Short problem:
Omit every picture, then give all the entries again exactly.

##### Entries #####

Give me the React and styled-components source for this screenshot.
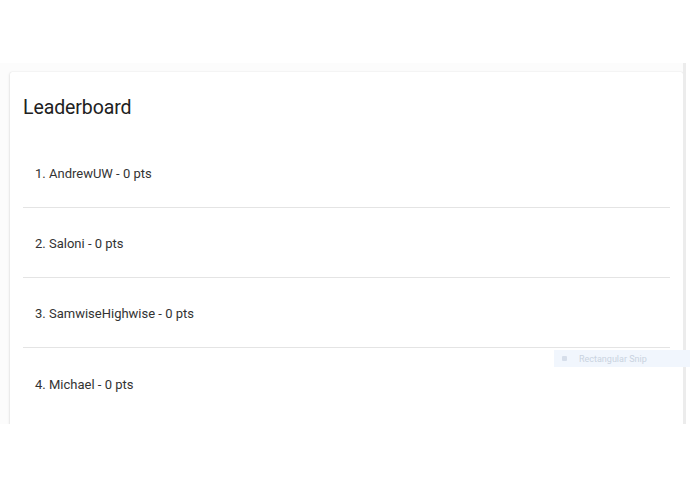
import React from 'react';
import styled, { createGlobalStyle } from 'styled-components';

const players = [
  { name: 'AndrewUW', pts: 0 },
  { name: 'Saloni', pts: 0 },
  { name: 'SamwiseHighwise', pts: 0 },
  { name: 'Michael', pts: 0 },
];

const App = () => {
  return (
    <>
      <GlobalStyle />
      <Page>
        <Viewport>
          <Card>
            <Title>Leaderboard</Title>
            <List>
              {players.map((p, i) => (
                <Row key={p.name}>
                  {i + 1}. {p.name} - {p.pts} pts
                </Row>
              ))}
            </List>
          </Card>
        </Viewport>
        <SnipHint>
          <SnipIcon />
          Rectangular Snip
        </SnipHint>
      </Page>
    </>
  );
};

export default App;

//----- Styled Components------
const GlobalStyle = createGlobalStyle`
  html, body {
    margin: 0;
    padding: 0;
    background: #fff;
    font-family: Roboto, "Liberation Sans", sans-serif;
  }
`;

const Page = styled.div`
  position: relative;
  width: 695px;
  height: 494px;
  background: #fff;
  padding-top: 63px;
  box-sizing: border-box;
`;

const Viewport = styled.div`
  height: 361px;
  overflow: hidden;
  padding: 9px 0 0 10px;
  box-sizing: border-box;
  background: #fcfcfc;
  border-right: 3px solid #ececec;
  width: 686px;
`;

const Card = styled.div`
  background: #fff;
  border-radius: 2px;
  box-shadow: 0 1px 3px rgba(0, 0, 0, 0.16), 0 0 1px rgba(0, 0, 0, 0.14);
  padding: 14px 13px 0 13px;
  height: 600px;
`;

const Title = styled.h2`
  margin: 0;
  font-size: 19.5px;
  font-weight: 400;
  line-height: 24px;
  color: #212121;
  letter-spacing: -0.1px;
  padding-top: 10px;
`;

const List = styled.div`
  margin-top: 18px;
`;

const Row = styled.div`
  height: 70px;
  display: flex;
  align-items: center;
  padding: 2px 0 0 12px;
  font-size: 13px;
  color: #333;
  border-bottom: 1px solid #e4e4e4;
  box-sizing: border-box;

  &:last-child {
    border-bottom: none;
  }
`;

const SnipHint = styled.div`
  position: absolute;
  left: 554px;
  top: 350px;
  width: 136px;
  height: 17px;
  display: flex;
  align-items: center;
  gap: 12px;
  padding-left: 8px;
  box-sizing: border-box;
  background: #f1f6fd;
  color: #c9d3e0;
  font-size: 9px;
`;

const SnipIcon = styled.span`
  width: 5px;
  height: 5px;
  border-radius: 1px;
  background: #d6deea;
`;
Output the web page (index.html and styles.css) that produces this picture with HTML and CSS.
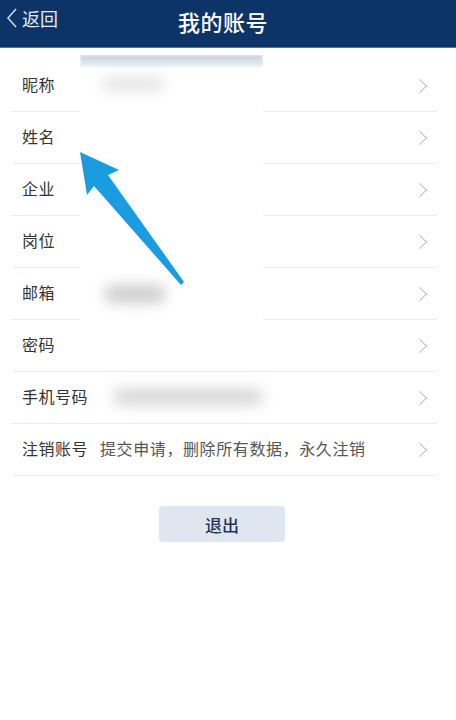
FILE: index.html
```html
<!DOCTYPE html>
<html lang="zh-CN">
<head>
    <meta charset="UTF-8">
    <meta name="viewport" content="width=device-width, initial-scale=1.0">
    <title>我的账号</title>
    <link rel="stylesheet" href="styles.css">
</head>
<body>
    <div class="header">
        <div class="back">
            <svg width="12" height="22" viewBox="0 0 12 22"><path d="M10 2 L2 11 L10 20" fill="none" stroke="#c9d3e2" stroke-width="1.6"/></svg>
            <span>返回</span>
        </div>
        <h1>我的账号</h1>
    </div>

    <div class="list">
        <div class="row"><span class="label">昵称</span><span class="chev"></span></div>
        <div class="row"><span class="label">姓名</span><span class="chev"></span></div>
        <div class="row"><span class="label">企业</span><span class="chev"></span></div>
        <div class="row"><span class="label">岗位</span><span class="chev"></span></div>
        <div class="row"><span class="label">邮箱</span><span class="chev"></span></div>
        <div class="row"><span class="label">密码</span><span class="chev"></span></div>
        <div class="row"><span class="label">手机号码</span><span class="chev"></span></div>
        <div class="row"><span class="label">注销账号</span><span class="desc">提交申请，删除所有数据，永久注销</span><span class="chev"></span></div>

        <!-- blurred cover over private values -->
        <div class="mask">
            <div class="mask-top"></div>
            <div class="blob blob-nick"></div>
            <div class="blob blob-mail"></div>
        </div>
        <div class="mask-phone">
            <div class="blob blob-phone"></div>
        </div>
    </div>

    <div class="actions">
        <button class="logout">退出</button>
    </div>

    <svg class="arrow" width="116" height="142" viewBox="0 0 116 142">
        <polygon points="4,4 43,22 32,27 108,134 105,137 18,38 11,47" fill="#1b9ce0"/>
    </svg>
</body>
</html>
```

FILE: styles.css
```css
body {
    margin: 0;
    padding: 0;
    background-color: #fff;
    font-family: "Noto Sans CJK SC", "Noto Sans", sans-serif;
    position: relative;
    min-height: 720px;
}

.header {
    height: 47px;
    background-color: #0d3466;
    color: #fff;
    display: flex;
    align-items: center;
    justify-content: center;
    position: relative;
    border-bottom: 1px solid #5d6f88;
}

.header h1 {
    margin: 0;
    font-size: 22px;
    font-weight: 500;
    letter-spacing: 0.5px;
    margin-top: -6px;
    margin-right: 10px;
}

.back {
    position: absolute;
    left: 6px;
    top: 5px;
    display: flex;
    align-items: center;
    gap: 4px;
    color: #e6ebf2;
    font-size: 18px;
}

.list {
    margin-top: 12px;
    position: relative;
}

.row {
    height: 51px;
    margin: 0 19px 0 12px;
    border-bottom: 1px solid #ececec;
    display: flex;
    align-items: center;
    padding-left: 10px;
    padding-right: 12px;
}

.label {
    font-size: 16px;
    letter-spacing: 0.5px;
    color: #333;
    margin-top: -3px;
}

.desc {
    margin-left: 12px;
    margin-top: -3px;
    font-size: 16px;
    letter-spacing: 0.6px;
    color: #555;
}

.chev {
    margin-left: auto;
    width: 9px;
    height: 9px;
    border-top: 1px solid #bdbdbd;
    border-right: 1px solid #bdbdbd;
    transform: rotate(45deg);
}

.mask {
    position: absolute;
    left: 80px;
    top: -5px;
    width: 183px;
    height: 314px;
    background: #fff;
    overflow: hidden;
}

.mask-top {
    height: 12px;
    background: linear-gradient(#c6cfdb, #eef1f5);
    filter: blur(1.5px);
}

.mask-phone {
    position: absolute;
    left: 93px;
    top: 312px;
    width: 184px;
    height: 49px;
    background: #fff;
    overflow: hidden;
}

.blob {
    position: absolute;
    background: #d2d2d2;
    border-radius: 10px;
    filter: blur(7px);
}

.blob-nick {
    left: 22px;
    top: 22px;
    width: 62px;
    height: 14px;
    background: #e4e4e4;
}

.blob-mail {
    left: 24px;
    top: 230px;
    width: 62px;
    height: 18px;
    background: #cdcdcd;
}

.blob-phone {
    left: 20px;
    top: 17px;
    width: 150px;
    height: 16px;
    background: #d6d6d6;
}

.actions {
    display: flex;
    justify-content: center;
    margin-top: 30px;
    padding-right: 12px;
}

.logout {
    width: 126px;
    height: 36px;
    border: none;
    border-radius: 4px;
    background-color: #dfe6ef;
    color: #1e3556;
    font-size: 17px;
    font-family: "Noto Sans CJK SC", sans-serif;
    font-weight: 500;
}

.arrow {
    position: absolute;
    left: 76px;
    top: 148px;
}
```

#####

Solution below:
Give me the React and styled-components source for this screenshot.
import React from 'react';
import styled, { createGlobalStyle } from 'styled-components';

const players = [
  { name: 'AndrewUW', pts: 0 },
  { name: 'Saloni', pts: 0 },
  { name: 'SamwiseHighwise', pts: 0 },
  { name: 'Michael', pts: 0 },
];

const App = () => {
  return (
    <>
      <GlobalStyle />
      <Page>
        <Viewport>
          <Card>
            <Title>Leaderboard</Title>
            <List>
              {players.map((p, i) => (
                <Row key={p.name}>
                  {i + 1}. {p.name} - {p.pts} pts
                </Row>
              ))}
            </List>
          </Card>
        </Viewport>
        <SnipHint>
          <SnipIcon />
          Rectangular Snip
        </SnipHint>
      </Page>
    </>
  );
};

export default App;

//----- Styled Components------
const GlobalStyle = createGlobalStyle`
  html, body {
    margin: 0;
    padding: 0;
    background: #fff;
    font-family: Roboto, "Liberation Sans", sans-serif;
  }
`;

const Page = styled.div`
  position: relative;
  width: 695px;
  height: 494px;
  background: #fff;
  padding-top: 63px;
  box-sizing: border-box;
`;

const Viewport = styled.div`
  height: 361px;
  overflow: hidden;
  padding: 9px 0 0 10px;
  box-sizing: border-box;
  background: #fcfcfc;
  border-right: 3px solid #ececec;
  width: 686px;
`;

const Card = styled.div`
  background: #fff;
  border-radius: 2px;
  box-shadow: 0 1px 3px rgba(0, 0, 0, 0.16), 0 0 1px rgba(0, 0, 0, 0.14);
  padding: 14px 13px 0 13px;
  height: 600px;
`;

const Title = styled.h2`
  margin: 0;
  font-size: 19.5px;
  font-weight: 400;
  line-height: 24px;
  color: #212121;
  letter-spacing: -0.1px;
  padding-top: 10px;
`;

const List = styled.div`
  margin-top: 18px;
`;

const Row = styled.div`
  height: 70px;
  display: flex;
  align-items: center;
  padding: 2px 0 0 12px;
  font-size: 13px;
  color: #333;
  border-bottom: 1px solid #e4e4e4;
  box-sizing: border-box;

  &:last-child {
    border-bottom: none;
  }
`;

const SnipHint = styled.div`
  position: absolute;
  left: 554px;
  top: 350px;
  width: 136px;
  height: 17px;
  display: flex;
  align-items: center;
  gap: 12px;
  padding-left: 8px;
  box-sizing: border-box;
  background: #f1f6fd;
  color: #c9d3e0;
  font-size: 9px;
`;

const SnipIcon = styled.span`
  width: 5px;
  height: 5px;
  border-radius: 1px;
  background: #d6deea;
`;
Output the web page (index.html and styles.css) that produces this picture with HTML and CSS.
FILE: index.html
```html
<!DOCTYPE html>
<html lang="zh-CN">
<head>
    <meta charset="UTF-8">
    <meta name="viewport" content="width=device-width, initial-scale=1.0">
    <title>我的账号</title>
    <link rel="stylesheet" href="styles.css">
</head>
<body>
    <div class="header">
        <div class="back">
            <svg width="12" height="22" viewBox="0 0 12 22"><path d="M10 2 L2 11 L10 20" fill="none" stroke="#c9d3e2" stroke-width="1.6"/></svg>
            <span>返回</span>
        </div>
        <h1>我的账号</h1>
    </div>

    <div class="list">
        <div class="row"><span class="label">昵称</span><span class="chev"></span></div>
        <div class="row"><span class="label">姓名</span><span class="chev"></span></div>
        <div class="row"><span class="label">企业</span><span class="chev"></span></div>
        <div class="row"><span class="label">岗位</span><span class="chev"></span></div>
        <div class="row"><span class="label">邮箱</span><span class="chev"></span></div>
        <div class="row"><span class="label">密码</span><span class="chev"></span></div>
        <div class="row"><span class="label">手机号码</span><span class="chev"></span></div>
        <div class="row"><span class="label">注销账号</span><span class="desc">提交申请，删除所有数据，永久注销</span><span class="chev"></span></div>

        <!-- blurred cover over private values -->
        <div class="mask">
            <div class="mask-top"></div>
            <div class="blob blob-nick"></div>
            <div class="blob blob-mail"></div>
        </div>
        <div class="mask-phone">
            <div class="blob blob-phone"></div>
        </div>
    </div>

    <div class="actions">
        <button class="logout">退出</button>
    </div>

    <svg class="arrow" width="116" height="142" viewBox="0 0 116 142">
        <polygon points="4,4 43,22 32,27 108,134 105,137 18,38 11,47" fill="#1b9ce0"/>
    </svg>
</body>
</html>
```

FILE: styles.css
```css
body {
    margin: 0;
    padding: 0;
    background-color: #fff;
    font-family: "Noto Sans CJK SC", "Noto Sans", sans-serif;
    position: relative;
    min-height: 720px;
}

.header {
    height: 47px;
    background-color: #0d3466;
    color: #fff;
    display: flex;
    align-items: center;
    justify-content: center;
    position: relative;
    border-bottom: 1px solid #5d6f88;
}

.header h1 {
    margin: 0;
    font-size: 22px;
    font-weight: 500;
    letter-spacing: 0.5px;
    margin-top: -6px;
    margin-right: 10px;
}

.back {
    position: absolute;
    left: 6px;
    top: 5px;
    display: flex;
    align-items: center;
    gap: 4px;
    color: #e6ebf2;
    font-size: 18px;
}

.list {
    margin-top: 12px;
    position: relative;
}

.row {
    height: 51px;
    margin: 0 19px 0 12px;
    border-bottom: 1px solid #ececec;
    display: flex;
    align-items: center;
    padding-left: 10px;
    padding-right: 12px;
}

.label {
    font-size: 16px;
    letter-spacing: 0.5px;
    color: #333;
    margin-top: -3px;
}

.desc {
    margin-left: 12px;
    margin-top: -3px;
    font-size: 16px;
    letter-spacing: 0.6px;
    color: #555;
}

.chev {
    margin-left: auto;
    width: 9px;
    height: 9px;
    border-top: 1px solid #bdbdbd;
    border-right: 1px solid #bdbdbd;
    transform: rotate(45deg);
}

.mask {
    position: absolute;
    left: 80px;
    top: -5px;
    width: 183px;
    height: 314px;
    background: #fff;
    overflow: hidden;
}

.mask-top {
    height: 12px;
    background: linear-gradient(#c6cfdb, #eef1f5);
    filter: blur(1.5px);
}

.mask-phone {
    position: absolute;
    left: 93px;
    top: 312px;
    width: 184px;
    height: 49px;
    background: #fff;
    overflow: hidden;
}

.blob {
    position: absolute;
    background: #d2d2d2;
    border-radius: 10px;
    filter: blur(7px);
}

.blob-nick {
    left: 22px;
    top: 22px;
    width: 62px;
    height: 14px;
    background: #e4e4e4;
}

.blob-mail {
    left: 24px;
    top: 230px;
    width: 62px;
    height: 18px;
    background: #cdcdcd;
}

.blob-phone {
    left: 20px;
    top: 17px;
    width: 150px;
    height: 16px;
    background: #d6d6d6;
}

.actions {
    display: flex;
    justify-content: center;
    margin-top: 30px;
    padding-right: 12px;
}

.logout {
    width: 126px;
    height: 36px;
    border: none;
    border-radius: 4px;
    background-color: #dfe6ef;
    color: #1e3556;
    font-size: 17px;
    font-family: "Noto Sans CJK SC", sans-serif;
    font-weight: 500;
}

.arrow {
    position: absolute;
    left: 76px;
    top: 148px;
}
```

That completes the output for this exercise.